Required task
Reproduce, exactly and in full, the lines from the one with "Give me the" through the one with "padding: 0 16px 0 17px;" in the data below; drop pictures.

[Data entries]
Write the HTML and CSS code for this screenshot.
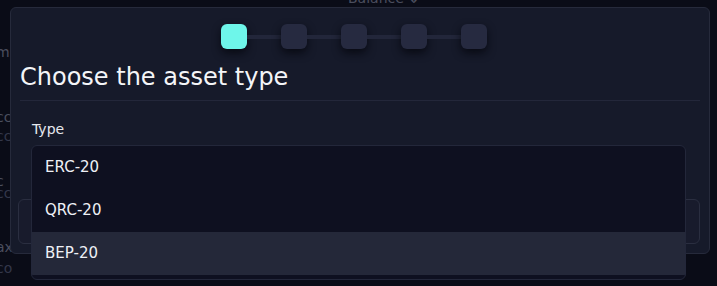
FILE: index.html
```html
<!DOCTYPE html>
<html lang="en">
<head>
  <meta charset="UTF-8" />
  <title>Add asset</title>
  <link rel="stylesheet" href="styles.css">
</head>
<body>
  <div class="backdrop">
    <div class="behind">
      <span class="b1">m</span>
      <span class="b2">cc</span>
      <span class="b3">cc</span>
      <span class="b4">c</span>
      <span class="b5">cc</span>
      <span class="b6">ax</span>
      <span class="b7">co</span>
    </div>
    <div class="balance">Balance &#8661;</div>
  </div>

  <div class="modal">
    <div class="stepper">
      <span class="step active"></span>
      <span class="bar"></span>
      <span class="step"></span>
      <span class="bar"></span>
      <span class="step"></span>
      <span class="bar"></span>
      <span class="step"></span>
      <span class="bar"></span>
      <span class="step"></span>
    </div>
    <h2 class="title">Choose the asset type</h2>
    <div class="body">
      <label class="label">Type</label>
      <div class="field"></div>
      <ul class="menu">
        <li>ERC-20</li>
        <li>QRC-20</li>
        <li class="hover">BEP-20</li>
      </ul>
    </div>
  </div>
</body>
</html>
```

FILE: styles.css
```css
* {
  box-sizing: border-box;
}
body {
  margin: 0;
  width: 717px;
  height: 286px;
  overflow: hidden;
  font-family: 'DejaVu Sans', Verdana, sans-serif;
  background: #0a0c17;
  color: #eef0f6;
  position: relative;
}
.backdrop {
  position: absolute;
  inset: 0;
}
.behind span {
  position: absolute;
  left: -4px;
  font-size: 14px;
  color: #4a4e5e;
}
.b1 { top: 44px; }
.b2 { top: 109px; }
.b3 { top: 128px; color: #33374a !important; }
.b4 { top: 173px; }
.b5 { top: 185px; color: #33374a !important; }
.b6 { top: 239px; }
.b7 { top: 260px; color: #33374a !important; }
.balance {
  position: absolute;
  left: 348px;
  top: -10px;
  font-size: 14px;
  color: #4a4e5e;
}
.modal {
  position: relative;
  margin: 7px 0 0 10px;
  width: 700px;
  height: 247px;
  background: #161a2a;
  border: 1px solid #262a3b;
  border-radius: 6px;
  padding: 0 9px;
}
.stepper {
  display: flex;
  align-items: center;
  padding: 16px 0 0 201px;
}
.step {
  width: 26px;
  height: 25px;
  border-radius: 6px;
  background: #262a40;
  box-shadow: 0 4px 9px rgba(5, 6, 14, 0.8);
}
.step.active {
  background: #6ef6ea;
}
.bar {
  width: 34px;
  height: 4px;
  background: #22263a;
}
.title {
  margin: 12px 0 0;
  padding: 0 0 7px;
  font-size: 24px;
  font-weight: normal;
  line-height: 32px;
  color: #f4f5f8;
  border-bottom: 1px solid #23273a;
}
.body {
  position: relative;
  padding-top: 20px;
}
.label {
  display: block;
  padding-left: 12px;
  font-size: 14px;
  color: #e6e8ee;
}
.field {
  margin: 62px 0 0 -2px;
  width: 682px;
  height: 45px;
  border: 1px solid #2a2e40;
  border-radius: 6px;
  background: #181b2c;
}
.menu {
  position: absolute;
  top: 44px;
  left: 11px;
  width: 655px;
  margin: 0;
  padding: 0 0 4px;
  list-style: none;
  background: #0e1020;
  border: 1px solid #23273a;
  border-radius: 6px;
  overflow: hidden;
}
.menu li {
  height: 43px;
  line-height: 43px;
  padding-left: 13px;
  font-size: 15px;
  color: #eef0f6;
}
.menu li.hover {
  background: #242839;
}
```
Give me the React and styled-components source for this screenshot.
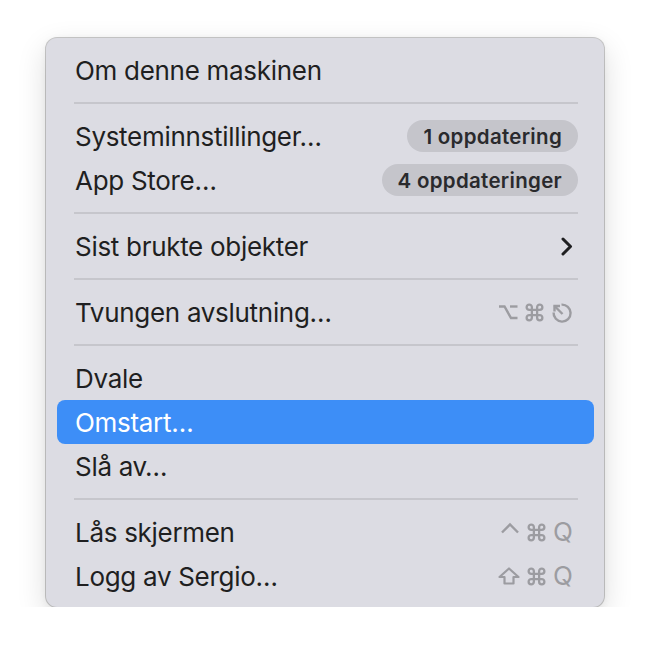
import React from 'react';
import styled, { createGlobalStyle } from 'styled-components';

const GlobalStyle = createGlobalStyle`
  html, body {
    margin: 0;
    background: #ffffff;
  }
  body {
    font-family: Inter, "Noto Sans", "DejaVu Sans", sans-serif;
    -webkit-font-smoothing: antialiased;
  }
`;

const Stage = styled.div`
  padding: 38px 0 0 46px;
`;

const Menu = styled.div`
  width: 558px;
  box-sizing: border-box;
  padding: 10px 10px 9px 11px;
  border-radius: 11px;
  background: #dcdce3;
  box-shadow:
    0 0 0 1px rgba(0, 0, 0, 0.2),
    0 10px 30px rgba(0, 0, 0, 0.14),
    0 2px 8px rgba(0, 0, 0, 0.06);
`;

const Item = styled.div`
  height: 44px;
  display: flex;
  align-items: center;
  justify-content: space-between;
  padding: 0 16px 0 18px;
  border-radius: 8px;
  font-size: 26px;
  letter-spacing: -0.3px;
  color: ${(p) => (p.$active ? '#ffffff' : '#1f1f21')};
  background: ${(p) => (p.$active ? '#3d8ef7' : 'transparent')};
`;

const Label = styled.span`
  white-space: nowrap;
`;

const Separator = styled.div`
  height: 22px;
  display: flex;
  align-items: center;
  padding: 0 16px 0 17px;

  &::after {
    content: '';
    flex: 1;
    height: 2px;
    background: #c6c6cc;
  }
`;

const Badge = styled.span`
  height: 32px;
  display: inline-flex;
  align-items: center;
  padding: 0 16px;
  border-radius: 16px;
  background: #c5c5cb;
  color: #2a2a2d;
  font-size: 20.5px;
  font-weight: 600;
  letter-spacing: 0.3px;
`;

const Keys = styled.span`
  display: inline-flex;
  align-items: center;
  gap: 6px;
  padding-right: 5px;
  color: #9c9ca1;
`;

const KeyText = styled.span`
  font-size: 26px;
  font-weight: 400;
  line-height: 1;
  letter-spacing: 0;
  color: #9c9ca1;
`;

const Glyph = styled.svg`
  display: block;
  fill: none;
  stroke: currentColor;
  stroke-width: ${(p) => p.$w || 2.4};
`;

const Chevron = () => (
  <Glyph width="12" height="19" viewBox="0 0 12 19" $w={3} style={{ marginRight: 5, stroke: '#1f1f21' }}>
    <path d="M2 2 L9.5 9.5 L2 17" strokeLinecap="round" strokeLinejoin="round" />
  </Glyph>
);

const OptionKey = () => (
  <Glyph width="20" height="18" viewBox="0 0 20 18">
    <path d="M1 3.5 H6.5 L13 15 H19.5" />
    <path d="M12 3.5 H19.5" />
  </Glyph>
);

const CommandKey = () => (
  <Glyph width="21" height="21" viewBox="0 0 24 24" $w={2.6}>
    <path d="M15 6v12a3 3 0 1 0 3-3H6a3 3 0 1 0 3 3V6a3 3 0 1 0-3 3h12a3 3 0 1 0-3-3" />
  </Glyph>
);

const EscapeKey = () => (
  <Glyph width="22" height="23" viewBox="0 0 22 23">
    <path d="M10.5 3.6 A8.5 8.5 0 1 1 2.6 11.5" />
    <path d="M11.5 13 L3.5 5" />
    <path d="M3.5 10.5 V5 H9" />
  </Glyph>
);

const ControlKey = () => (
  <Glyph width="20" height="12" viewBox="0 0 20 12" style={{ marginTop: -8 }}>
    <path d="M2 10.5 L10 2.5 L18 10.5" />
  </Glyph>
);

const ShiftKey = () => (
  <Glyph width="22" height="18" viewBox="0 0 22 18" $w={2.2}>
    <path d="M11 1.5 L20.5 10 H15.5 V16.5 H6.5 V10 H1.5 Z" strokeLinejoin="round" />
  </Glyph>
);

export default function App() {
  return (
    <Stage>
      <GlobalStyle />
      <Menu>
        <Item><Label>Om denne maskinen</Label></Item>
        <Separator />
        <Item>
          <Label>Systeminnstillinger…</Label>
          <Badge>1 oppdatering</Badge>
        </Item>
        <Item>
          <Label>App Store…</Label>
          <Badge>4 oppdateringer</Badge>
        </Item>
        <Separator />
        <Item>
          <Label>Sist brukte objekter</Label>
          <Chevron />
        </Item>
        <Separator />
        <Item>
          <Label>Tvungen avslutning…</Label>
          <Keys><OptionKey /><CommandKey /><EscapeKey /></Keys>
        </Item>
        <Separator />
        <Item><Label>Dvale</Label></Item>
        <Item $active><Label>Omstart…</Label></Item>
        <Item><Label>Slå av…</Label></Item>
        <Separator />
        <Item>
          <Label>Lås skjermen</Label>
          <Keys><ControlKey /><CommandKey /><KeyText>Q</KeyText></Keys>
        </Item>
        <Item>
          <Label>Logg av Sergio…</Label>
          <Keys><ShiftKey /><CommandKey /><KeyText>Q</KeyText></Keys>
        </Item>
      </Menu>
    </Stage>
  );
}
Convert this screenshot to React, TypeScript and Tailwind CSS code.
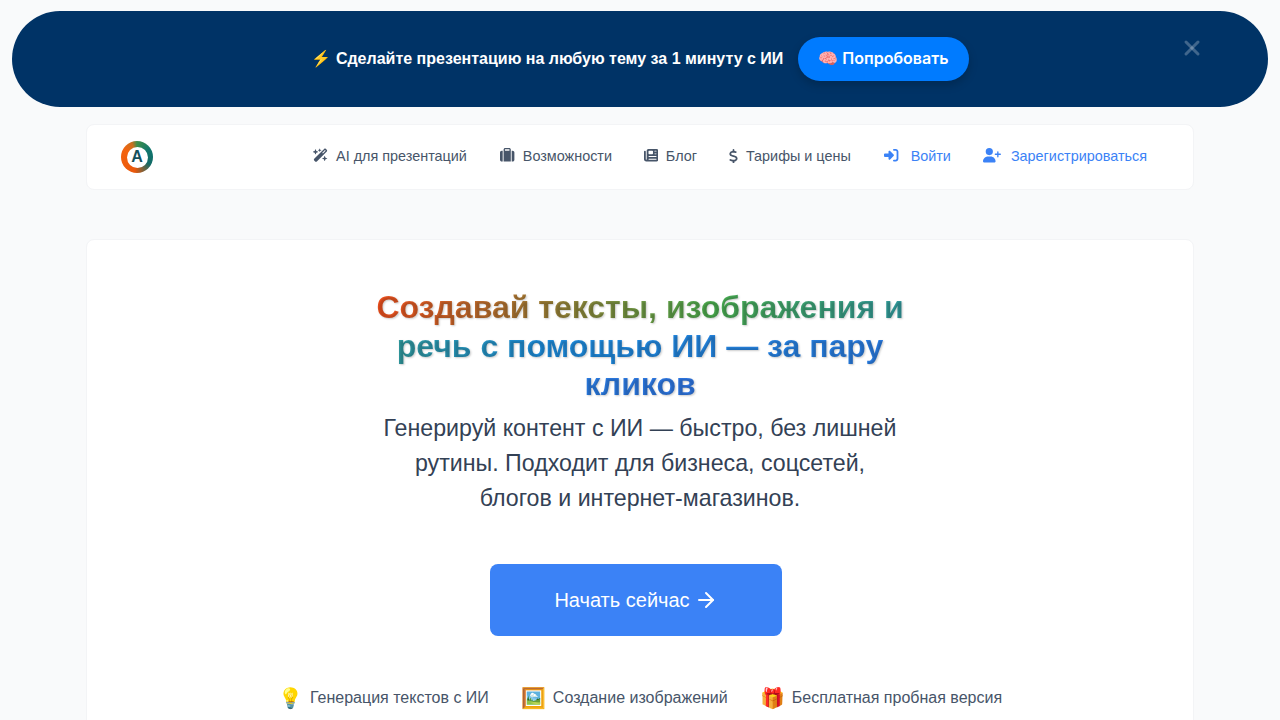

Result below
Give me the React and styled-components source for this screenshot.
import React from 'react';
import styled, { createGlobalStyle } from 'styled-components';

const GlobalStyle = createGlobalStyle`
  html, body {
    margin: 0;
    background: #ffffff;
  }
  body {
    font-family: Inter, "Noto Sans", "DejaVu Sans", sans-serif;
    -webkit-font-smoothing: antialiased;
  }
`;

const Stage = styled.div`
  padding: 38px 0 0 46px;
`;

const Menu = styled.div`
  width: 558px;
  box-sizing: border-box;
  padding: 10px 10px 9px 11px;
  border-radius: 11px;
  background: #dcdce3;
  box-shadow:
    0 0 0 1px rgba(0, 0, 0, 0.2),
    0 10px 30px rgba(0, 0, 0, 0.14),
    0 2px 8px rgba(0, 0, 0, 0.06);
`;

const Item = styled.div`
  height: 44px;
  display: flex;
  align-items: center;
  justify-content: space-between;
  padding: 0 16px 0 18px;
  border-radius: 8px;
  font-size: 26px;
  letter-spacing: -0.3px;
  color: ${(p) => (p.$active ? '#ffffff' : '#1f1f21')};
  background: ${(p) => (p.$active ? '#3d8ef7' : 'transparent')};
`;

const Label = styled.span`
  white-space: nowrap;
`;

const Separator = styled.div`
  height: 22px;
  display: flex;
  align-items: center;
  padding: 0 16px 0 17px;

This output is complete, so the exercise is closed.